Australian Prime Minister Scott Morrison has spoken with French President Emmanuel Macron for the first time since a diplomatic row erupted over the cancellation of an AU$90 billion (US$65 billion) submarine contract with the European power.
The Elysée Palace issued a statement of the phone call between the two leaders on Oct. 28, saying the move “broke the relationship of trust” between both nations.
“It is now up to the Australian government to propose tangible actions that embody the political will of Australia’s highest authorities to redefine the basis of our bilateral relationship and continue joint action in the Indo-Pacific,” the statement read.
“Looking ahead to the upcoming G20 in Rome and COP26 in Glasgow, the president of the French Republic encouraged the Australian prime minister to adopt ambitious measures commensurate with the climate challenge,” it continued, calling on the government to reduce the production of coal and contribute more to the International Solar Alliance.

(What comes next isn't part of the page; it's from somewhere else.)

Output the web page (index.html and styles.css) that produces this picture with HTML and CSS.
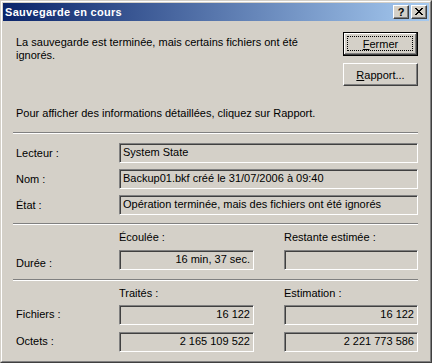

The prime minister’s office said the leaders had a “candid discussion” on Australian-French relations.
“The prime minister looks forward to future collaborations on our shared interests, particularly in the Indo-Pacific,” according to a statement obtained by AAP.
A formal face-to-face meeting has not been organised at the upcoming G20 summit, where Prime Minister Scott Morrison is expected to speak on Australia’s contributions to cutting emissions and efforts to address social media risks to children.
Australian Defence Minister Peter Dutton said the call was “productive.”
“Obviously, the French are upset. There is no question about that; they have expressed that, and we understand their frustration,” he told the Nine Network on Oct. 29
“Once we get through that next year, hopefully, we can continue with steps to normalise the relationship, but that’s the situation at the moment.”
French anger was triggered following the announcement of the AUKUS pact between Australia, the United States, and the United Kingdom in September.
While AUKUS promises greater technological collaboration between the allies, the focus has been on how the U.S. and UK governments will assist Australia with acquiring at least eight nuclear-powered submarines.
The move saw the Australian government take up a contractual option to cancel the ongoing Future Submarines Program with a French defence contractor, Naval Group.
French ministers reacted by accusing Australia and the United States of “stabbing it in the back” and proceeded to recall its ambassadors from Canberra and Washington D.C.
Trade deal discussions between the European Union and Australia have also been postponed.
“The reality is that the French should have seen this coming. They should have seen the fact that the submarine they had sold to the Australians under the previous government was not working out,” Greg Copley, president of the International Strategic Studies Association, said. “We would not see this new French design submarine into Australian service for at least 20 years.”
“This is absolutely unacceptable in either economic, political, or strategic terms because we don’t know what the strategic environment is going to be like in 20 years’ time,” he told Emeritus Professor of Law David Flint in an episode of Australia Calling. “And the French persisted in this knowing that this was a great rip-off of Australian taxpayer money for a product which didn’t exist.”
Joseph Siracusa, adjunct professor of international diplomacy at Curtin University, said the French were upset because AUKUS was a significant step-up in countering Beijing and disrupted French and European efforts to maintain “strategic autonomy” toward the Chinese Communist regime.
“They’ve been trying to avoid choosing between Washington and Beijing. They want their own ‘strategic autonomy,’” he told Sky News Australia on Sept. 20
“Europe thought they could play the honest broker between Washington and Beijing, and then wake up one morning and find out that the United States, Britain and Australia have tied up together with this nuclear-enabled deal, and of course, it’s forcing Europe to make decisions it doesn’t want to make,” he said.
The original plan was for the Naval Group to convert 12 of its new Barracuda-class nuclear submarines into diesel-electric powered Attack-class submarines fitted with U.S. weapons systems.
The pioneering, hybrid project was riddled with ongoing delays and cost blowouts from original estimates of AU$10 billion to AU$89.7 billion.
Prime Minister Morrison revealed that the government had already spent AU$2.4 billion (US$1.7 billion) on the project before construction had begun.